Is 'hand' in 'beforehand' a morpheme?

I'm not 100% sure if the 'hand' in 'beforehand' is a morpheme as it can function as a standalone word instead of the suffixes and prefixes which make up most morphemes, such as -ly, -ing, -ed, etc. I'm willing to stake the claim that it is a morpheme in the above case, but I also want a second opinion to verify the possible truth to my claim.


Solution 1:

The concept of "morpheme" is not very precise or easy to verify. Morphemes can be defined basically as specific linguistic forms that are associated with a "unit" of meaning.

It is completely normal for a morpheme to be able to function as a standalone word. The category of morphemes like this is called "free morphemes". Morphemes that cannot be used as standalone words, like the prefixes and suffixes that you mention, are called "bound morphemes".

For example, the word "seeing" is composed of two morphemes: the free morpheme "see" and the bound morpheme "-ing".

The tricky part about analyzing a word like "beforehand" is figuring out to what extent it is actually divisible in form and meaning. Etymologically, each syllable actually originates in a separate morpheme: the prefix be-, the adverb fore and the noun hand. But you could argue that English speakers don't normally think of before as being composed of two separate parts, so it has functionally become one morpheme. In that case, you would have to consider whether the same argument implies that beforehand also functions as a single morpheme. Depending on your conclusion, beforehand could be one or two morphemes.

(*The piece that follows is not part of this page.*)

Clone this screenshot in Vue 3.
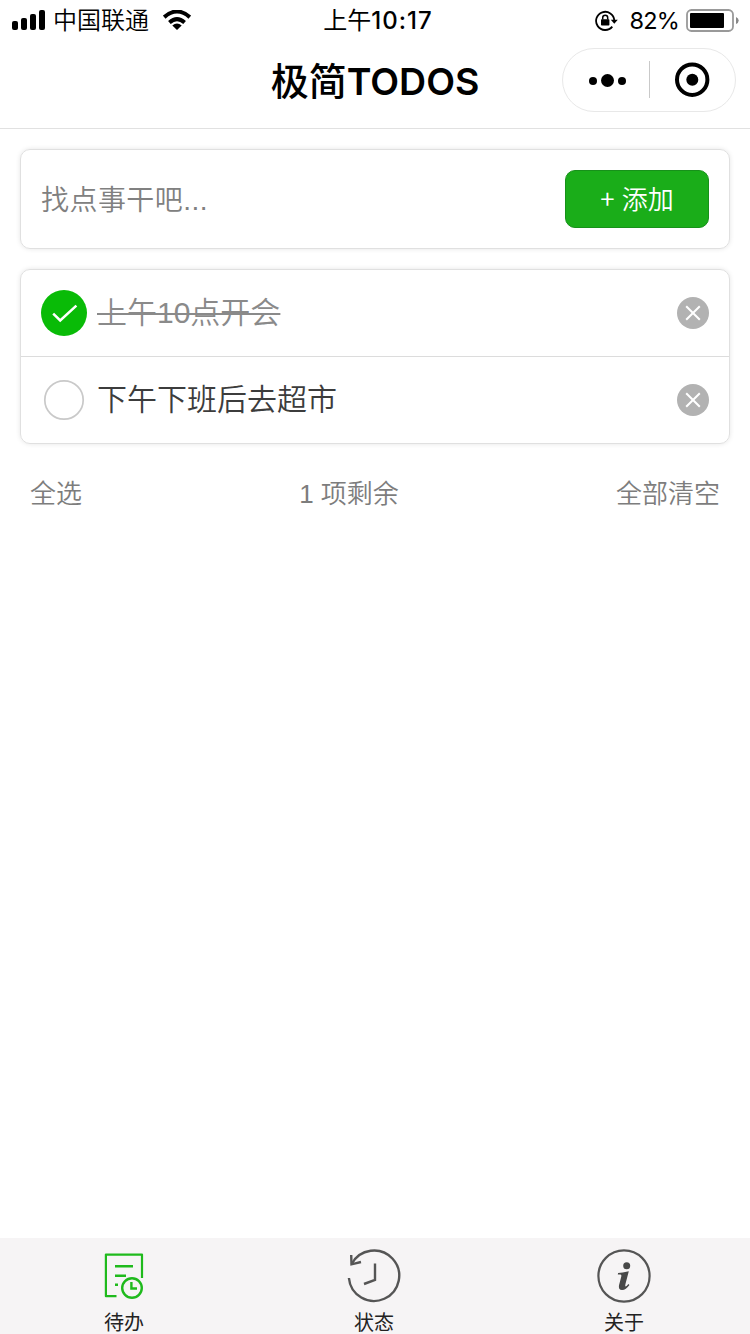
<script setup>
import { ref, computed } from 'vue'

const todos = ref([
  { id: 1, name: '上午10点开会', completed: true },
  { id: 2, name: '下午下班后去超市', completed: false }
])
const leftCount = computed(() => todos.value.filter(t => !t.completed).length)
const toggle = todo => { todo.completed = !todo.completed }
const remove = id => { todos.value = todos.value.filter(t => t.id !== id) }
const clearAll = () => { todos.value = [] }
const selectAll = () => todos.value.forEach(t => { t.completed = true })
</script>

<template>
  <div class="page">
    <header class="status">
      <div class="side">
        <svg class="signal" width="34" height="20" viewBox="0 0 34 20">
          <rect x="0" y="11" width="6" height="9" rx="2" />
          <rect x="9" y="8" width="6" height="12" rx="2" />
          <rect x="18" y="4" width="6" height="16" rx="2" />
          <rect x="27" y="0" width="6" height="20" rx="2" />
        </svg>
        <span class="carrier">中国联通</span>
        <svg class="wifi" width="28" height="20" viewBox="0 0 28 20">
          <path d="M1.2 7.2Q14-4.2 26.8 7.2M6.4 12.4Q14 5.7 21.6 12.4" fill="none" stroke="#000" stroke-width="4" />
          <path d="M9.3 15.6Q14 11.5 18.7 15.6L14 20Z" />
        </svg>
      </div>
      <div class="time">上午<span class="clock">10:17</span></div>
      <div class="side right">
        <svg class="lock" width="24" height="22" viewBox="0 0 24 22">
          <path d="M17.3 16.6A9.1 9.1 0 1 1 19.3 10.5" fill="none" stroke="#000" stroke-width="1.8" />
          <path d="M15.8 9.7H22.8L19.3 13.8Z" />
          <rect x="6" y="9.2" width="8.4" height="6.3" rx=".8" />
          <path d="M7.7 9.6V7.7a2.5 2.5 0 0 1 5 0V9.6" fill="none" stroke="#000" stroke-width="1.5" />
        </svg>
        <span class="percent">82%</span>
        <svg class="battery" width="54" height="24" viewBox="0 0 54 24">
          <rect x="1" y="1" width="46" height="21" rx="4.5" fill="none" stroke="#999" stroke-width="1.8" />
          <rect x="4" y="4" width="34" height="15" rx="1" />
          <path d="M50 8Q52.7 9 52.7 11.5T50 15Z" fill="#888" />
        </svg>
      </div>
    </header>

    <nav class="navbar">
      <h1>极简<span class="latin">TODOS</span></h1>
      <div class="capsule">
        <svg width="174" height="64" viewBox="0 0 174 64">
          <circle cx="31" cy="33" r="4" />
          <circle cx="45.5" cy="32.5" r="6.5" />
          <circle cx="60" cy="33" r="4" />
          <path d="M87.5 13V50" stroke="#c9c9c9" />
          <circle cx="130.2" cy="31.7" r="15.2" fill="none" stroke="#000" stroke-width="4" />
          <circle cx="130.3" cy="31.7" r="6" />
        </svg>
      </div>
    </nav>

    <main>
      <section class="card entry">
        <span class="hint">找点事干吧...</span>
        <button class="add"><span class="plus">+</span>添加</button>
      </section>

      <section class="card list">
        <div v-for="todo in todos" :key="todo.id" class="item" :class="{ done: todo.completed }">
          <svg class="check" width="46" height="46" viewBox="0 0 46 46" @click="toggle(todo)">
            <template v-if="todo.completed">
              <circle cx="23" cy="23" r="23" fill="#09bb07" />
              <path d="M12.2 23.6L19.2 30.5L35.4 15.6" fill="none" stroke="#fff" stroke-width="2.5" />
            </template>
            <circle v-else cx="23" cy="23" r="19.2" fill="#fff" stroke="#c9c9c9" stroke-width="1.7" />
          </svg>
          <span class="name">{{ todo.name }}</span>
          <svg class="remove" width="32" height="32" viewBox="0 0 32 32" @click="remove(todo.id)">
            <circle cx="16" cy="16" r="16" fill="#b2b2b2" />
            <path d="M9.2 9.2L22.8 22.8M22.8 9.2L9.2 22.8" stroke="#fff" stroke-width="2" />
          </svg>
        </div>
      </section>

      <footer class="summary">
        <span @click="selectAll">全选</span>
        <span>{{ leftCount }} 项剩余</span>
        <span @click="clearAll">全部清空</span>
      </footer>
    </main>

    <div class="tabs">
      <a class="tab">
        <svg width="60" height="60" viewBox="0 0 60 60" fill="none" stroke="#1fba1c" stroke-width="2.4">
          <path d="M22.5 51.2H11.9V9.6H48V33" stroke-linejoin="round" stroke-width="2.2" />
          <path d="M21 21.2H39M21 30.7H32M21 39.8H24" />
          <circle cx="38" cy="43" r="9.8" />
          <path d="M37.4 37V43.5H43" />
        </svg>
        <span>待办</span>
      </a>
      <a class="tab">
        <svg width="60" height="60" viewBox="0 0 60 60" fill="none" stroke="#555" stroke-width="2.4">
          <path d="M4.9 33A25.2 25.2 0 1 0 7.7 19" />
          <path d="M7.2 10L7.5 19.3L17 17M31 18.5V35L20 39" />
        </svg>
        <span>状态</span>
      </a>
      <a class="tab">
        <svg width="60" height="60" viewBox="0 0 60 60">
          <circle cx="30" cy="31" r="25.6" fill="none" stroke="#555" stroke-width="2.2" />
          <circle cx="32.7" cy="20.8" r="3.5" fill="#484848" />
          <path d="M24.1 28Q28 27.7 34.8 26.3L31.4 39.2Q30.9 41.6 31.7 41.6Q32.7 41.4 34.4 39.1L35.4 40Q31.7 45.2 28 45Q24.1 44.8 25 40.2L27.3 31.4Q27.8 29.6 26.4 29.6H23.8Z" fill="#484848" />
        </svg>
        <span>关于</span>
      </a>
    </div>
  </div>
</template>

<style>
body {
  background: #fff;
}
</style>

<style scoped>
.page {
  height: 1334px;
  display: flex;
  flex-direction: column;
  box-sizing: border-box;
  overflow: hidden;
  background: #fff;
  color: #000;
  font-family: "Liberation Sans", "Noto Sans CJK SC", sans-serif;
}
.status {
  height: 40px;
  display: grid;
  grid-template-columns: 1fr auto 1fr;
  align-items: center;
  padding: 0 10px 0 12px;
  box-sizing: border-box;
  font: 24px/38px Inter, "Noto Sans CJK SC", sans-serif;
}
.side {
  display: flex;
  align-items: center;
}
.right {
  justify-content: flex-end;
}
.carrier {
  margin: 1px 14px 0 7px;
  font-weight: 350;
}
.time {
  font-family: "Noto Sans CJK SC", sans-serif;
  font-size: 24px;
  line-height: 38px;
  padding-left: 4px;
}
.clock {
  font-family: Inter, sans-serif;
  font-size: 24px;
  font-weight: 500;
  letter-spacing: 1px;
}
.percent {
  margin: 1px 7px 0 11px;
  font-size: 23.5px;
  letter-spacing: -.8px;
}
.lock {
  margin: 1px -1px 0 0;
}
.battery {
  margin-top: 2px;
}
.navbar {
  height: 88px;
  flex: none;
  display: grid;
  grid-template-columns: 1fr auto 1fr;
  align-items: start;
  border-bottom: 1px solid #e1e1e1;
}
h1 {
  grid-column: 2;
  margin: 0;
  font: 500 38px/78px "Noto Sans CJK SC", sans-serif;
}
.latin {
  font-family: Inter, sans-serif;
  font-size: 37.5px;
  font-weight: 600;
}
.capsule {
  justify-self: end;
  width: 172px;
  height: 62px;
  margin: 8px 14px 0 0;
  border: 1px solid #e8e8e8;
  border-radius: 32px;
}
.capsule svg {
  display: block;
  margin: -1px;
}
main {
  flex: 1;
  padding: 20px 20px 0;
}
.card {
  border: 1px solid #e0e0e0;
  border-radius: 10px;
  box-shadow: 0 0 5px rgba(0, 0, 0, .1);
  box-sizing: border-box;
}
.entry {
  height: 100px;
  display: flex;
  align-items: center;
  justify-content: space-between;
  padding: 0 20px;
  margin-bottom: 20px;
}
.hint {
  margin-top: -2px;
  font-size: 28px;
  font-weight: 350;
  letter-spacing: .45px;
  color: #808080;
}
.add {
  width: 144px;
  height: 58px;
  padding: 0 0 2px;
  border: 1px solid #17911a;
  border-radius: 10px;
  background: #1aad19;
  color: #fff;
  font: 350 26px/54px "Liberation Sans", "Noto Sans CJK SC", sans-serif;
}
.plus {
  margin-right: 7px;
  font-family: "Noto Sans CJK SC", sans-serif;
  font-weight: 350;
}
.item {
  height: 86px;
  display: flex;
  align-items: center;
  padding: 0 20px;
}
.item + .item {
  border-top: 1px solid #dcdcdc;
}
.name {
  flex: 1;
  margin-left: 10px;
  font-size: 30px;
  font-weight: 350;
  line-height: 44px;
  color: #3c3c3c;
}
.done .name {
  flex: none;
  margin-right: auto;
  color: #8a8a8a;
  text-decoration: line-through 2px;
}
.summary {
  display: flex;
  justify-content: space-between;
  padding: 0 10px;
  margin-top: 30px;
  font-size: 26px;
  font-weight: 350;
  line-height: 40px;
  color: #7d7d7d;
}
.tabs {
  height: 96px;
  display: grid;
  grid-template-columns: repeat(3, 1fr);
  background: #f6f4f5;
}
.tab {
  display: flex;
  flex-direction: column;
  align-items: center;
  padding: 7px 2px 0 0;
  font-size: 20px;
  line-height: 30px;
  color: #222;
}
.tab span {
  margin-top: 3px;
}
</style>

John Lawler suggested in a comment that even if beforehand is analyzed as containing two morphemes, the fact that the morpheme -hand doesn't contribute the same meaning as the free word "hand" could lead to it being considered as "cranberry morph". That's a name that's applied to bound morphemes where the "unit of meaning" seems to only exist in the role of differentiating the meaning of a single word. The prototypical example of a "cranberry morph" is the "cran-" in "cranberry": it adds some meaning, since "cranberry" doesn't mean the same thing as "berry", but modern English speakers tend not to have any definite idea about what "cran-" would mean outside of the specific word "cranberry". The "hand" in "beforehand" doesn't seem quite the same to me since I think it is fairly recognizable to English speakers that it is derived from the free morpheme hand.